The world's stock markets surged in response to the announcement that the United States and China have reached a new Phase 1 trade agreement. China has promised to buy more American products. The US will halve its September tariffs on certain Chinese goods from 15 to 7.5% and has suspended further tariffs scheduled for December 15, but it will keep in place the 25% tariffs on about half of Chinese imports that were imposed earlier. This week, the US House of Representatives is also expected to vote on a revised USMCA trade agreement between the US, Mexico and Canada. Although the short-term reaction to Phase 1 is a sense of relief, the US-Chinese trade war is not over. More complex issues related to technology, government subsidies and foreign investments remain unresolved and will persist for a long time, but the Phase 1 pact is a step in the right direction. Trade issues may well fade a bit as a future risk factor for financial markets.
Stock markets also reacted positively to Prime Minister Boris Johnson's decisive victory in the British election, which gave his Conservative (Tory) party a clear majority in Parliament. This will enable the PM to win parliamentary approval for the United Kingdom to leave the European Union on January 31, after which the two sides will have 11 months to reach a trade agreement. To put pressure on the negotiators, Johnson has said he intends to pass a new law that will prohibit an extension of the transition period (which starts when the UK has withdrawn from the EU and runs until the end of 2020). EU leaders have warned that this timetable is short and that the UK will be squeezed between trade negotiation demands from the EU and the United States. The EU wants to ensure that environmental, taxation, state subsidy, labour market and other rules guarantee an equitable UK-EU competitive situation. Meanwhile US negotiators will want to ease rules on trade in foodstuffs, which the EU opposes. The pound fell against both the euro and US dollar after Johnson's hard-line announcement.
Euro area purchasing managers' indices (PMIs) point to continued weak economic performance in the 19-country currency zone, and the problems of the manufacturing sector are far from over. After two months of upturns, December brought a slight decline for the IHS Markit manufacturing PMI, but no major slide as in September. The upturn in the euro area services PMI confirms that there is persistent domestic resilience. Aside from contrasting trends between services and manufacturing, we are seeing continued regional differences. The German economy remains troubled, while France is performing better.
Is it time to forget about recession risks?
One year ago, SEB's Chief Strategist, Johan Javeus, wrote about the slope of the American yield curve, which shows the differential between long- and short-term government bond yields. In the rare cases where long-term bond have lower yields than short-term ones, this yield curve "inversion" has signalled an approaching recession. Last spring the yield curve inverted, also leading to a lot of recession worries in financial markets. In the latest issue of SEB's Reflections, we study how the economy and markets usually perform after a yield curve inversion. Through the lens of history it is difficult to ignore last spring's signal, but meanwhile history indicates that the stock market rally may continue for another while. In our main scenario we expect growth to stabilise, enabling us to avoid a recession during the next two years.

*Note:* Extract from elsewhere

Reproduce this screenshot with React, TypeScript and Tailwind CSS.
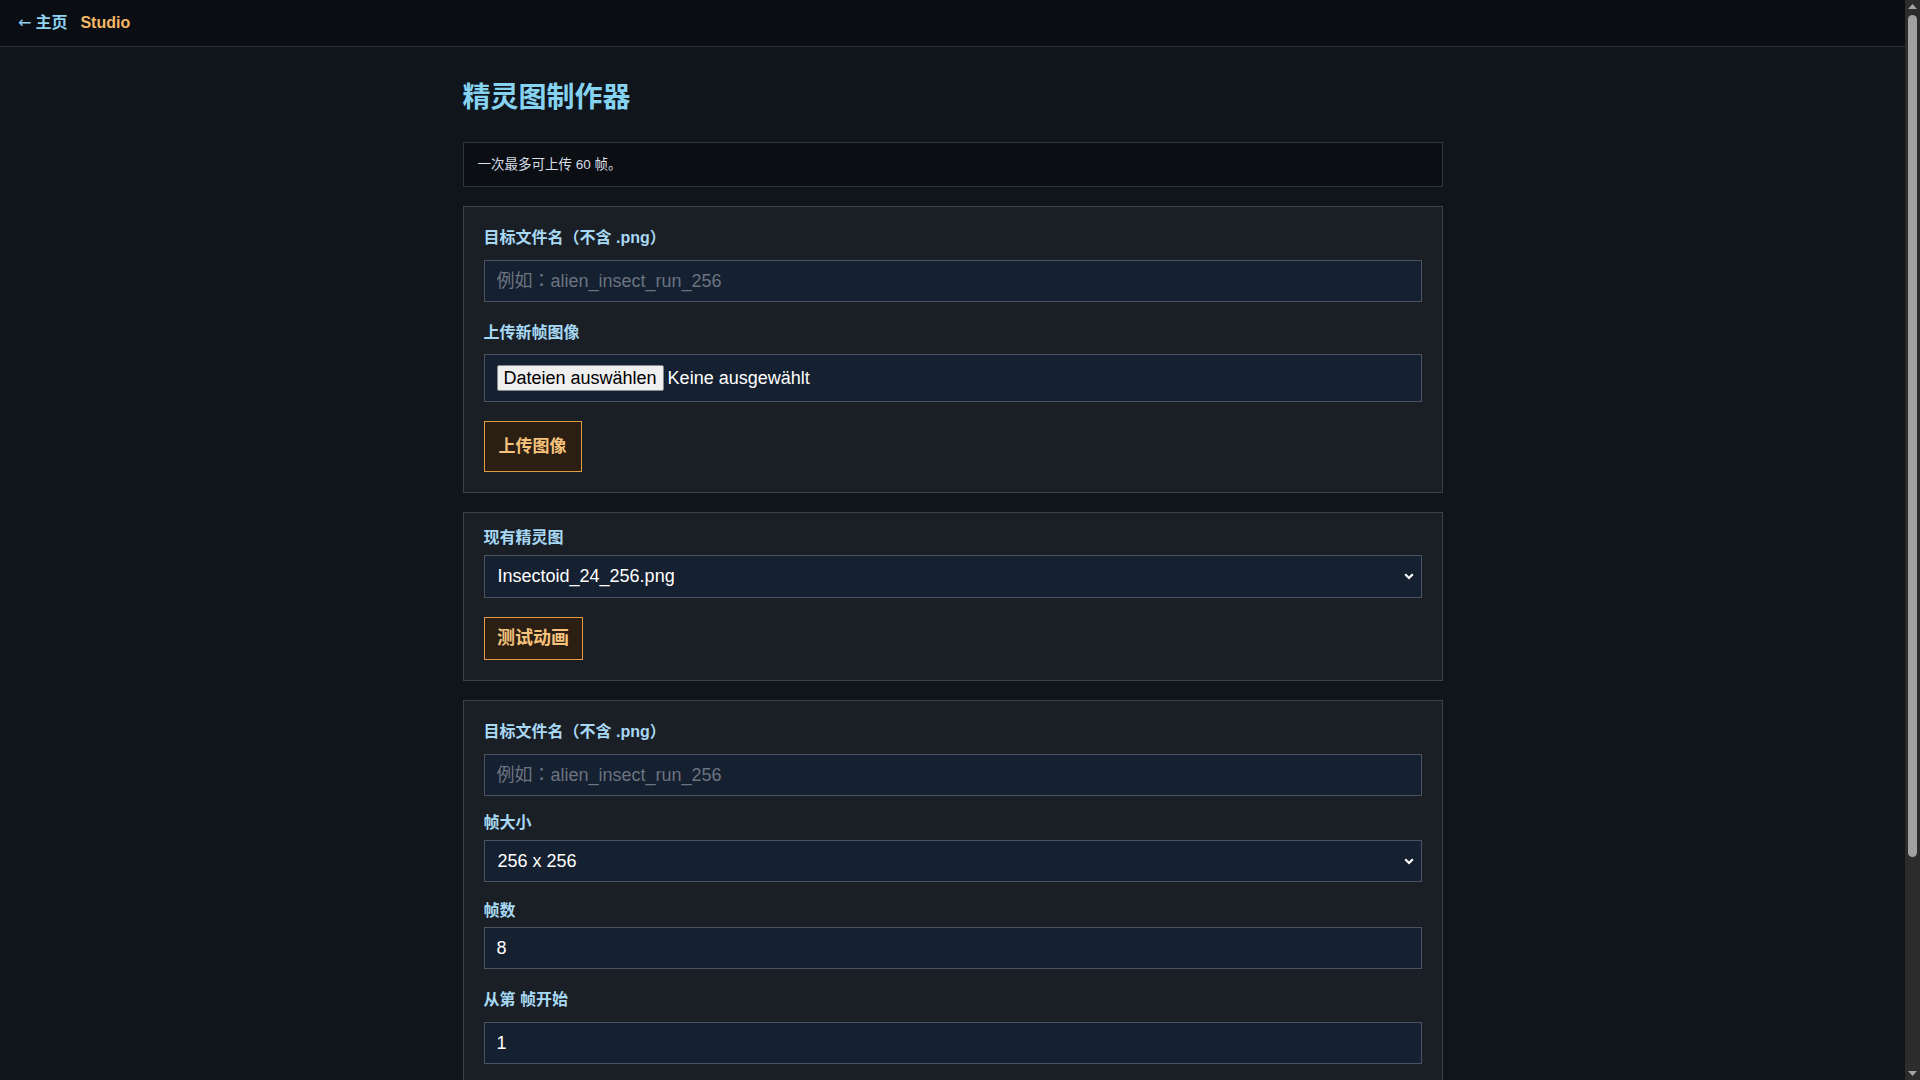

Read more in the latest issue of Reflections (PDF)
Our Market view
Clear signs of stabilisation in macroeconomic statistics and positive news from the political scene have provided continued support to stock markets. A number of equity indices, including both the broad American S&P 500 and the narrower Swedish OMX index, have reached new highs. The US stock market has climbed during nine of the past ten weeks.

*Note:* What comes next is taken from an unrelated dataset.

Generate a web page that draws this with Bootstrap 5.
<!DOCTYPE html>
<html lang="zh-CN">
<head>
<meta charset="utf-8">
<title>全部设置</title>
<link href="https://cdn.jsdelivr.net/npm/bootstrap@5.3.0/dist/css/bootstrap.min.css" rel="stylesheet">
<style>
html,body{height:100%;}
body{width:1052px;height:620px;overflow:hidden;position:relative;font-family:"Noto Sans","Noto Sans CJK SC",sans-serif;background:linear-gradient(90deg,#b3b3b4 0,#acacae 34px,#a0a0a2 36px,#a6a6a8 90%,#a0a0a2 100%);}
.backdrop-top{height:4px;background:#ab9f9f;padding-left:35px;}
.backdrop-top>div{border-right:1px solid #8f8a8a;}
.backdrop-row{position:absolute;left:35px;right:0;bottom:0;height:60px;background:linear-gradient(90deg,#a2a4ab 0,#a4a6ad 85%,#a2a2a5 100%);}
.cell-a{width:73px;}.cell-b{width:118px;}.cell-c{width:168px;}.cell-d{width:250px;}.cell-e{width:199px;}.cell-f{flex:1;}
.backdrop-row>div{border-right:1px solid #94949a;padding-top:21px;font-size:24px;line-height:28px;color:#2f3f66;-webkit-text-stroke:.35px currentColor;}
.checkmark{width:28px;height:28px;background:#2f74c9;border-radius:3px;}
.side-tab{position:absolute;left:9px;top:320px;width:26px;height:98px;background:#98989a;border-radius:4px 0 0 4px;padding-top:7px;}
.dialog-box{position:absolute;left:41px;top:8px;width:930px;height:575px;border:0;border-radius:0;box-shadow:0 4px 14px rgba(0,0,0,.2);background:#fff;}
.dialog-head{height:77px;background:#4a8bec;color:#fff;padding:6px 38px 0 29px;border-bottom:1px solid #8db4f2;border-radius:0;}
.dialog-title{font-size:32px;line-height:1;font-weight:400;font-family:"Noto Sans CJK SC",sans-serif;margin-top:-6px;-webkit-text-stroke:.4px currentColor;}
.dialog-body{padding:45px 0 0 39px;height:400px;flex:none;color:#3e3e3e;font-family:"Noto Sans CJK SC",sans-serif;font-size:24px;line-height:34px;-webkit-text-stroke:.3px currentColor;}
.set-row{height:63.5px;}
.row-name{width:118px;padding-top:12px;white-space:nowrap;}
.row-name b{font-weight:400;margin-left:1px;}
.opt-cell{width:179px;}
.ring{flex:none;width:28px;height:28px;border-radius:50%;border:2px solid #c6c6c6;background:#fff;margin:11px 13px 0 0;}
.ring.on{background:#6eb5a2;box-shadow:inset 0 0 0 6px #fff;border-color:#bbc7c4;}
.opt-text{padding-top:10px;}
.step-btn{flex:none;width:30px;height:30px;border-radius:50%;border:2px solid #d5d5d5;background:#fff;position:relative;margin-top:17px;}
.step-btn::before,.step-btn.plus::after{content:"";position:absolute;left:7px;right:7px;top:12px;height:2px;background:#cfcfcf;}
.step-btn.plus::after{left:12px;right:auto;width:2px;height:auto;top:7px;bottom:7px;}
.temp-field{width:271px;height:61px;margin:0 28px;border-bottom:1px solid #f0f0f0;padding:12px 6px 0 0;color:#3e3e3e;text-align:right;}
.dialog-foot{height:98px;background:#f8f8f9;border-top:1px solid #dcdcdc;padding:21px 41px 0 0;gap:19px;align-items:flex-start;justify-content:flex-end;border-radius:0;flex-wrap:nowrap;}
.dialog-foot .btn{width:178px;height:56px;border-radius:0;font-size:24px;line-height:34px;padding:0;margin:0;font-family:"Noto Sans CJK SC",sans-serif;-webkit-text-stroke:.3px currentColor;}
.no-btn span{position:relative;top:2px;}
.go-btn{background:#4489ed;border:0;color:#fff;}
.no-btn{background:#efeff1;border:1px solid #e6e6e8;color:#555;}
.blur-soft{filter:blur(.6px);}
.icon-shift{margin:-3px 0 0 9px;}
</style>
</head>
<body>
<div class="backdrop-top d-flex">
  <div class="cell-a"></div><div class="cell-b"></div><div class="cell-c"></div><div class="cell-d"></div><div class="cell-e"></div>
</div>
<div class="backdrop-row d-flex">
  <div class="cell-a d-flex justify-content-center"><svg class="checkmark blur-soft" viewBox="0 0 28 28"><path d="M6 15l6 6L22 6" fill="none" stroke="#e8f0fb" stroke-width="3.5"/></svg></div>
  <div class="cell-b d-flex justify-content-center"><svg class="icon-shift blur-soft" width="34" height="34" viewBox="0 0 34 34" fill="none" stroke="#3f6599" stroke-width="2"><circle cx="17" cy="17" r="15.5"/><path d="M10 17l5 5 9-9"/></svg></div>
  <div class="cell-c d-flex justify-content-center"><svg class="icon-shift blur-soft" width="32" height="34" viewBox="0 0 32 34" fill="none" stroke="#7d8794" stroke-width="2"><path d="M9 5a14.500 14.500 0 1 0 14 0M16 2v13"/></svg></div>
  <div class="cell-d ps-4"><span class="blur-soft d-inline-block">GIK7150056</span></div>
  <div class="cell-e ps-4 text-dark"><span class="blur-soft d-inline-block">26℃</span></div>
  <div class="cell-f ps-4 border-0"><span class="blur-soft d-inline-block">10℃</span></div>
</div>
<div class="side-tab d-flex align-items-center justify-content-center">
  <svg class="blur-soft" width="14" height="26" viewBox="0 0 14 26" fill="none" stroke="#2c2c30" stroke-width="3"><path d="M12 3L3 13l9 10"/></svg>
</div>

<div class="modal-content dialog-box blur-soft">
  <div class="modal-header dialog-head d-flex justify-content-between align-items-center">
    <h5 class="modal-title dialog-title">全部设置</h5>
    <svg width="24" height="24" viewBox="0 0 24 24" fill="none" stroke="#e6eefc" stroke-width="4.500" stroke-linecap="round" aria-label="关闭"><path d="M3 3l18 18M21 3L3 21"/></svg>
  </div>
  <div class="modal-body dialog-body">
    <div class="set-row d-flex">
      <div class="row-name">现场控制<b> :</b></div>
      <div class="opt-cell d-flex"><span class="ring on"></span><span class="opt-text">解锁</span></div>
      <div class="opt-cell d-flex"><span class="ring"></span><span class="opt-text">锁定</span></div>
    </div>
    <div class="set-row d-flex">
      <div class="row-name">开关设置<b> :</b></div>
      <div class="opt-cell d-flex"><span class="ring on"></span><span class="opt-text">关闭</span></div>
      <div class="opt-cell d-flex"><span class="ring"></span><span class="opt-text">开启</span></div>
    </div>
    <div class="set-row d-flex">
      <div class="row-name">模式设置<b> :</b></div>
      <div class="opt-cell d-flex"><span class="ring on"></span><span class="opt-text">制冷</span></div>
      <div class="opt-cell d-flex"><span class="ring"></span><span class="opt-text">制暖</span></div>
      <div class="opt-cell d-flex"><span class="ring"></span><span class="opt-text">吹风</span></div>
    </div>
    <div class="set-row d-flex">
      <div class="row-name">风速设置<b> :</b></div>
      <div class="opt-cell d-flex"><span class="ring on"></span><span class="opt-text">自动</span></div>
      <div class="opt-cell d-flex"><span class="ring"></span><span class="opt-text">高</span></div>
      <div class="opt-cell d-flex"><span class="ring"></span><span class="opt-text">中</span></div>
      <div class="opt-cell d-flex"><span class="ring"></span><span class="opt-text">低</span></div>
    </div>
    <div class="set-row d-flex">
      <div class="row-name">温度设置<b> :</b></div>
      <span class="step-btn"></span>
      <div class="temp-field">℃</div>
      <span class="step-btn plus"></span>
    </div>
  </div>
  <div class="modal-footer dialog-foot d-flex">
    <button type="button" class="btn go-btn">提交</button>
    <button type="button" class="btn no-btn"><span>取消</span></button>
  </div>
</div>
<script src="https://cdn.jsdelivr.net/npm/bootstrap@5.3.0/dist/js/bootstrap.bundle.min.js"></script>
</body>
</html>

Dovish signals from central banks are providing support, although after its October rate cut the US Federal Reserve (Fed) is now signalling that it will await coming economic developments. Long-term bond yields have rebounded after this year's sharp downturn, but they remain at extremely low levels. This past autumn, macro statistics reinforced the picture of continued global deceleration, but the most recent signals are pointing upward, or at least towards a broad-based stabilisation in major economies, though of somewhat varying strength. Together with support from central banks, this means that we foresee less risk of recession over the next couple of years. This applies especially to the US, where a continued solid labour market is helping to sustain growth.

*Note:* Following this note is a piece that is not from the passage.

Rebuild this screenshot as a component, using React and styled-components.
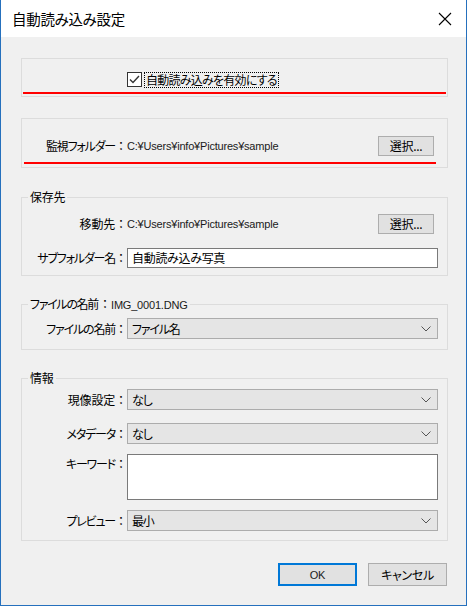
import React from "react";
import styled, { createGlobalStyle } from "styled-components";

const GlobalStyle = createGlobalStyle`
  html, body {
    margin: 0;
    padding: 0;
    background: #ffffff;
  }
  * {
    box-sizing: border-box;
  }
`;

const Window = styled.div`
  width: 467px;
  height: 606px;
  border: 1px solid #2570bd;
  border-top: none;
  background: #f0f0f0;
  font-family: "Noto Sans CJK JP", "Noto Sans", sans-serif;
  font-feature-settings: "palt";
  font-size: 12px;
  letter-spacing: -0.3px;
  color: #000;
  display: flex;
  flex-direction: column;
`;

const TitleBar = styled.div`
  height: 37px;
  background: #fff;
  display: flex;
  align-items: center;
  justify-content: space-between;
  padding: 0 14px 0 11px;
  font-size: 14.5px;
`;

const Content = styled.div`
  padding: 21px 18px 0 20px;
  display: flex;
  flex-direction: column;
`;

const Box = styled.div`
  border: 1px solid #dcdcdc;
  padding: ${(p) => p.$pad};
  margin-bottom: ${(p) => p.$mb}px;
`;

const Group = styled.fieldset`
  margin: 0 0 ${(p) => p.$mb}px 0;
  border: 1px solid #dcdcdc;
  padding: ${(p) => p.$pad};
  min-width: 0;
  display: flex;
  flex-direction: column;
`;

const Legend = styled.legend`
  line-height: 14px;
  padding: 0 2px;
  margin-left: 6px;
  font-size: 12px;
  letter-spacing: ${(p) => (p.$tight ? "-1.3px" : "-0.2px")};
`;

const Latin = styled.span`
  font-family: "Liberation Sans", Arial, sans-serif;
  font-size: 11px;
  letter-spacing: -0.2px;
  color: #1a1a1a;
`;

const Row = styled.div`
  display: grid;
  grid-template-columns: 105px 1fr;
  align-items: ${(p) => (p.$top ? "start" : "center")};
  margin-top: ${(p) => p.$mt || 0}px;
  min-height: ${(p) => p.$minh || 20}px;
`;

const Label = styled.div`
  text-align: right;
  line-height: 16px;
  white-space: nowrap;
  font-size: 12px;
  letter-spacing: ${(p) => (p.$kanji ? "-0.2px" : "-1.2px")};
  padding-top: ${(p) => (p.$top ? 2 : 0)}px;
`;

const Colon = styled.span`
  font-feature-settings: normal;
  letter-spacing: 0;
  display: inline-block;
  width: 12px;
  margin-left: ${(p) => p.$ml || 0}px;
  text-align: center;
`;

const PathCell = styled.div`
  display: flex;
  align-items: center;
  justify-content: space-between;
  padding-right: 4px;
`;

const Button = styled.div`
  width: ${(p) => p.$w}px;
  height: ${(p) => p.$h}px;
  background: #e1e1e1;
  border: ${(p) => (p.$default ? "2px solid #0078d7" : "1px solid #adadad")};
  display: flex;
  align-items: center;
  justify-content: center;
  font-size: 12px;
  line-height: 14px;
`;

const TextInput = styled.div`
  height: ${(p) => p.$h}px;
  background: #fff;
  border: 1px solid #7a7a7a;
  padding: 1px 4px;
  line-height: 16px;
  display: flex;
  align-items: ${(p) => (p.$multi ? "flex-start" : "center")};
`;

const Combo = styled.div`
  height: 21px;
  background: #e5e5e5;
  border: 1px solid #acacac;
  display: flex;
  align-items: center;
  justify-content: space-between;
  padding: 0 6px 0 4px;
  line-height: 16px;
  letter-spacing: -1.2px;
`;

const CheckRow = styled.div`
  display: flex;
  align-items: center;
  gap: 3px;
  height: 15px;
`;

const CheckBox = styled.div`
  width: 15px;
  height: 15px;
  border: 1px solid #333;
  background: #fff;
  display: flex;
  align-items: center;
  justify-content: center;
`;

const FocusLabel = styled.span`
  outline: 1px dotted #000;
  outline-offset: 0;
  line-height: 14px;
  padding: 0 1px;
  letter-spacing: -0.75px;
`;

const RedLine = styled.div`
  height: 2px;
  background: #ff0000;
  margin: ${(p) => p.$mt}px ${(p) => p.$inset}px 0;
`;

const Footer = styled.div`
  display: flex;
  justify-content: flex-end;
  gap: 11px;
  margin-top: 22px;
  padding-right: 1px;
`;

const Chevron = () => (
  <svg width="10" height="6" viewBox="0 0 10 6">
    <polyline points="0.5,0.5 5,5 9.5,0.5" fill="none" stroke="#555" strokeWidth="1" />
  </svg>
);

const CloseIcon = () => (
  <svg width="14" height="14" viewBox="0 0 14 14">
    <path d="M1 1 L13 13 M13 1 L1 13" stroke="#000" strokeWidth="1.1" />
  </svg>
);

const CheckMark = () => (
  <svg width="11" height="9" viewBox="0 0 11 9">
    <polyline points="1,4.5 4,7.5 10,1" fill="none" stroke="#333" strokeWidth="1.4" />
  </svg>
);

const Select = ({ value }) => (
  <Combo>
    <span>{value}</span>
    <Chevron />
  </Combo>
);

const FieldLabel = ({ children, top, kanji }) => (
  <Label $top={top} $kanji={kanji}>
    {children}
    <Colon>：</Colon>
  </Label>
);

export default function App() {
  const path = "C:¥Users¥info¥Pictures¥sample";
  return (
    <>
      <GlobalStyle />
      <Window>
        <TitleBar>
          <span>自動読み込み設定</span>
          <CloseIcon />
        </TitleBar>
        <Content>
          <Box $pad="13px 0 2px 0" $mb={21}>
            <Row $minh={15}>
              <div />
              <CheckRow>
                <CheckBox>
                  <CheckMark />
                </CheckBox>
                <FocusLabel>自動読み込みを有効にする</FocusLabel>
              </CheckRow>
            </Row>
            <RedLine $mt={5} $inset={1} />
          </Box>

          <Box $pad="17px 9px 3px 0" $mb={22}>
            <Row>
              <FieldLabel>監視フォルダー</FieldLabel>
              <PathCell>
                <Latin>{path}</Latin>
                <Button $w={56} $h={20}>選択...</Button>
              </PathCell>
            </Row>
            <RedLine $mt={6} $inset={2} />
          </Box>

          <Group $pad="10px 9px 7px 0" $mb={21}>
            <Legend>保存先</Legend>
            <Row>
              <FieldLabel kanji>移動先</FieldLabel>
              <PathCell>
                <Latin>{path}</Latin>
                <Button $w={56} $h={20}>選択...</Button>
              </PathCell>
            </Row>
            <Row $mt={14}>
              <FieldLabel>サブフォルダー名</FieldLabel>
              <TextInput $h={20}>自動読み込み写真</TextInput>
            </Row>
          </Group>

          <Group $pad="6px 9px 10px 0" $mb={21}>
            <Legend $tight>
              ファイルの名前<Colon $ml={1}>：</Colon>
              <Latin>IMG_0001.DNG</Latin>
            </Legend>
            <Row>
              <FieldLabel>ファイルの名前</FieldLabel>
              <Select value="ファイル名" />
            </Row>
          </Group>

          <Group $pad="4px 9px 9px 0" $mb={0}>
            <Legend>情報</Legend>
            <Row>
              <FieldLabel kanji>現像設定</FieldLabel>
              <Select value="なし" />
            </Row>
            <Row $mt={13}>
              <FieldLabel>メタデータ</FieldLabel>
              <Select value="なし" />
            </Row>
            <Row $mt={10} $top>
              <FieldLabel top>キーワード</FieldLabel>
              <TextInput $h={46} $multi />
            </Row>
            <Row $mt={10}>
              <FieldLabel>プレビュー</FieldLabel>
              <Select value="最小" />
            </Row>
          </Group>

          <Footer>
            <Button $w={79} $h={23} $default>
              <Latin>OK</Latin>
            </Button>
            <Button $w={79} $h={23}>キャンセル</Button>
          </Footer>
        </Content>
      </Window>
    </>
  );
}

The uncertain economic situation, along with rising share prices, is stretching market valuations further, suggesting price fluctuations ahead. The lack of investment alternatives (due to extremely low interest rates and bond yields) and decreased risks related to both growth and trade problems may nevertheless provide continued support to stock markets.
This week's agenda
Almost everyone believes that Sweden's Riksbank will hike its key interest rate from -0.25% to zero on December 19.